What My Phone & Computer Do When No One is Looking, April Lorenzen
Using practical, real-world examples in an interactive talk, on January 28, 2020 April Lorenzen gave the YLS community some insights into how tracking actually works, and what technologies can be, and are, used to collect data about users. Furthermore, she demonstrated how difficult it is to counteract said tracking. Giving one simple example, devices do not have proper switches to turn on and off wireless communications like Bluetooth and Wi-Fi. Instead users have to rely on menus and software toggles that sometimes do not work as expected. The pervasive nature of tracking and the lack of user control fed into the final discussion about true user consent and the use of all the data that is being collected.
Privacy and Trust - An Illusion or An Achievable Reality In Digital Societies, Merike Kaeo, CEO and founder of Double Shot Security
Why are we so vulnerable, why are there so many breaches? Using her years of experience in information technology, on January 21,2020 Merike Kaeo walked Yale Law students and scholars through a variety of intertwined security and privacy issues. She connected individual anecdotes and incidents to form a bigger picture of security in the information age.
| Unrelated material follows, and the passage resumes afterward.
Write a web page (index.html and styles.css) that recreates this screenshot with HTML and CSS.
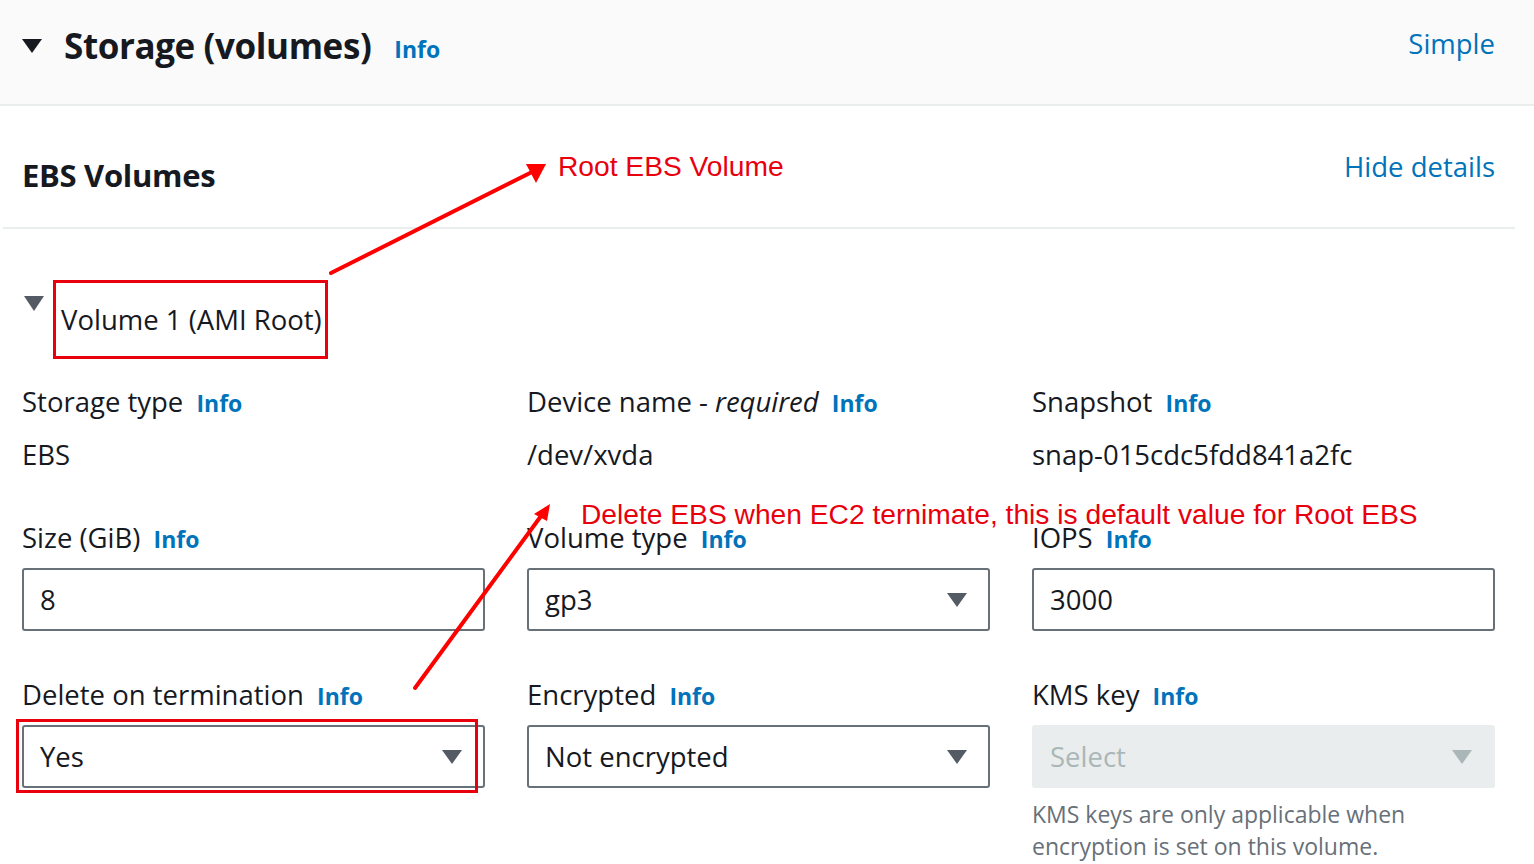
FILE: index.html
```html
<!DOCTYPE html>
<html lang="en">
<head>
<meta charset="utf-8">
<title>Storage (volumes)</title>
<link rel="stylesheet" href="styles.css">
</head>
<body>
<div class="page">
  <header class="section-head">
    <div class="section-title">
      <span class="caret-down"></span>
      <h2>Storage (volumes)</h2>
      <a class="info info-lg">Info</a>
    </div>
    <a class="link-lg link-simple">Simple</a>
  </header>

  <section class="panel">
    <div class="panel-head">
      <h3>EBS Volumes</h3>
      <a class="link-lg link-hide">Hide details</a>
    </div>

    <div class="panel-body">
      <div class="volume-head">
        <span class="caret-grey"></span>
        <span class="volume-title">Volume 1 (AMI Root)</span>
      </div>

      <div class="grid">
        <div class="field">
          <div class="label">Storage type <a class="info">Info</a></div>
          <div class="value">EBS</div>
        </div>
        <div class="field">
          <div class="label">Device name - <em>required</em> <a class="info">Info</a></div>
          <div class="value">/dev/xvda</div>
        </div>
        <div class="field">
          <div class="label">Snapshot <a class="info">Info</a></div>
          <div class="value">snap-015cdc5fdd841a2fc</div>
        </div>

        <div class="field">
          <div class="label">Size (GiB) <a class="info">Info</a></div>
          <div class="control">8</div>
        </div>
        <div class="field">
          <div class="label">Volume type <a class="info">Info</a></div>
          <div class="control select">gp3<span class="arrow"></span></div>
        </div>
        <div class="field">
          <div class="label">IOPS <a class="info">Info</a></div>
          <div class="control">3000</div>
        </div>

        <div class="field">
          <div class="label">Delete on termination <a class="info">Info</a></div>
          <div class="control select marked">Yes<span class="arrow"></span><span class="mark-box"></span></div>
        </div>
        <div class="field">
          <div class="label">Encrypted <a class="info">Info</a></div>
          <div class="control select">Not encrypted<span class="arrow"></span></div>
        </div>
        <div class="field">
          <div class="label">KMS key <a class="info">Info</a></div>
          <div class="control select disabled">Select<span class="arrow"></span></div>
          <div class="help">KMS keys are only applicable when<br>encryption is set on this volume.</div>
        </div>
      </div>
    </div>
  </section>

  <div class="note note-root">Root EBS Volume</div>
  <div class="note note-delete">Delete EBS when EC2 ternimate, this is default value for Root EBS</div>
  <svg class="arrows" width="1534" height="864" viewBox="0 0 1534 864">
    <g stroke="#f00" stroke-width="4" stroke-linecap="round" fill="none">
      <line x1="331" y1="273" x2="532" y2="172"/>
      <line x1="415" y1="688" x2="541" y2="516"/>
    </g>
    <g fill="#f00">
      <polygon points="546,164 526,164 536,183"/>
      <polygon points="550,504 534,514 547,521"/>
    </g>
  </svg>
</div>
</body>
</html>
```
FILE: styles.css
```css
* { box-sizing: border-box; }
html, body { margin: 0; padding: 0; background: #fff; }
body {
  font-family: "Open Sans", "Noto Sans", Arial, sans-serif;
  color: #16191f;
}
.page { position: relative; width: 1534px; height: 864px; overflow: hidden; }
a { text-decoration: none; cursor: pointer; }

.section-head {
  height: 106px;
  background: #fafafa;
  border-bottom: 2px solid #eaeded;
  display: flex;
  align-items: center;
  justify-content: space-between;
  padding: 0 39px 12px 22px;
}
.section-title { display: flex; align-items: center; }
.caret-down {
  width: 0; height: 0;
  border-left: 10px solid transparent;
  border-right: 10px solid transparent;
  border-top: 14px solid #16191f;
  margin-right: 22px;
}
.section-title h2 {
  margin: 0;
  font-size: 35px;
  font-weight: 700;
  letter-spacing: -0.4px;
  line-height: 44px;
}
.info { color: #0073bb; font-weight: 700; font-size: 23px; }
.info-lg { margin-left: 23px; margin-top: 6px; }
.link-lg { color: #0073bb; font-size: 27.5px; }
.link-simple { margin-bottom: 6px; }

.panel { margin: 0 19px 0 3px; }
.panel-head {
  height: 123px;
  border-bottom: 2px solid #eaeded;
  display: flex;
  align-items: center;
  justify-content: space-between;
  padding: 0 20px 8px 19px;
}
.panel-head h3 { margin: 24px 0 0; font-size: 31px; font-weight: 700; letter-spacing: -0.3px; }
.link-hide { margin-top: 8px; }

.panel-body { padding: 51px 0 0 19px; }
.volume-head { display: flex; align-items: flex-start; height: 79px; }
.caret-grey {
  width: 0; height: 0;
  border-left: 10px solid transparent;
  border-right: 10px solid transparent;
  border-top: 15px solid #545b64;
  margin: 16px 9px 0 2px;
}
.volume-title {
  border: 3px solid #e8000d;
  height: 79px;
  padding: 0 3px 0 5px;
  display: flex;
  align-items: center;
  font-size: 27.5px;
}

.grid {
  margin-top: 25px;
  display: grid;
  grid-template-columns: 463px 463px 463px;
  column-gap: 42px;
  row-gap: 46px;
}
.label { font-size: 27.5px; line-height: 36px; white-space: nowrap; }
.label .info { margin-left: 6px; }
.label em { font-style: italic; }
.value { margin: 16px 0 1px; font-size: 27.5px; line-height: 36px; }
.control {
  position: relative;
  margin-top: 11px;
  height: 63px;
  border: 2px solid #687078;
  border-radius: 3px;
  padding: 0 16px;
  display: flex;
  align-items: center;
  font-size: 27.5px;
}
.select .arrow {
  position: absolute;
  right: 21px;
  top: 23px;
  width: 0; height: 0;
  border-left: 10px solid transparent;
  border-right: 10px solid transparent;
  border-top: 14px solid #545b64;
}
.disabled { background: #eaeded; border-color: #eaeded; color: #aab7b8; }
.disabled .arrow { border-top-color: #aab7b8; }
.mark-box {
  position: absolute;
  left: -8px; top: -8px;
  width: 462px; height: 74px;
  border: 3px solid #e8000d;
}
.help { margin-top: 10px; font-size: 23px; line-height: 32px; color: #687078; }

.note {
  position: absolute;
  font-family: "Liberation Sans", Arial, sans-serif;
  color: #e8000d;
  font-size: 28.2px;
  line-height: 34px;
  white-space: nowrap;
}
.note-root { left: 558px; top: 149px; }
.note-delete { left: 581px; top: 497px; }
.arrows { position: absolute; left: 0; top: 0; pointer-events: none; }
```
For example, Merike outlined how the internet has shifted in character profoundly, how old understandings of security and technology got challenged rather rapidly and must evolve further, and how we can learn from edge-cases like Estonia that started developing (legal) frameworks for the Information Age before most other Nations.
Space Debris and the Tragedy of the Commons: Lunch Talk with NASA Senior Attorney
Center for Global Legal Challenges’ Newman Lecture Series
Addressing the Emerging School Cybersecurity Crisis: Why it Matters and What We Can Do About It, Douglas A. Levin, President and founder of EdTech Strategies, LLC
On November 12, 2019 Doug Levin gave a talk about the issue of Cybersecurity and K12 education, highlighting the dramatic shift from a lack of technology at schools to increasing numbers of IT-Security incidents at schools, as well as growing data privacy concerns. Highlighting the complexity of the issue that involves corporate players but also federal and state-level policy and politics, Doug discussed the current trends in school IT systems and their security issues.
Copyright, Privacy, Surveillance, and Fundamental Rights with Marcia Wilbur
On October 29, 2019, Marcia Wilbur spoke to and answered questions by the Yale Law School community about her activism regarding a variety of civil rights issues, including recent copyright legislation, the abuse of takedown notices by corporate actors, surveillance capitalism, their impact on open and free software but also the maker community, for example when it comes to 3D printing. Marcia highlighted how all these themes interact, and how difficult it often is for consumers but also platforms to address and deal with the legal dimension of sharing information online.
The US-China Battle for Cyberspace. How Washington and Beijing are using tech, diplomacy, and trade to shape cyberspace?
On October 15, Adam Segal discussed the thesis of the “escalating digital cold war” between China and the United States, as termed by the New York Times. Responding to questions by the Yale Law School community, Adam spoke to the use of punitive measures, the role of cyber strategy, and how they impact on key questions like 5G and Huawei equipment used in US networks.
Adapting to Cybersecurity Threats: The Demand for Combined Capabilities, lecture and discussion by Jesse Sowell, Assistant Professor, Texas A&M, Bush School of Governance
On September 17, Jesse Sowell presented his work on cybersecurity threats and how private and state actors need to combine their interdependent capabilities. He argues that due to how the internet infrastucture is set up technically and in terms of ownership, and due to the skills and abilities held by private actors, law enforcement cannot tackle cybersecurity threats and threat actors on their own. At the same time, private actors do not have enforcement powers but also need support from law enforcement to deal with the challenges involved actually pursuing, charging, and convicting cybercriminals in various jurisdictions. The participants and Jesse discussed various issues surrounding his thesis and underlying empirical research, for example the role of information sharing in light of the GDPR and the nature of collaboration in this space
War Powers with Jeh Johnson
On September 17, Jeh Johnson, the former Secretary of Homeland Security and General Counsel of the Department of Defense, spoke at an event hosted by the Center for Global Legal Challenges and the Yale Law School National Security Group on September 17, 2019. The discussion centered around the use of war powers from the practitioner’s lens. Secretary Johnson outlined the domestic and international legal authorities underlying the Department of Defense’s targeting decisions. He then posed a number of scenarios and real-life examples to students to emphasize the legal complexities that arise in the Department’s work. Gerard C. and Bernice Latrobe Smith Professor of International Law Oona Hathaway ’97, Director of the Center for Global Legal Challenges, and Secretary Johnson also discussed the scope of the Executive’s war powers with Secretary Johnson and the appropriate degree of Congressional involvement.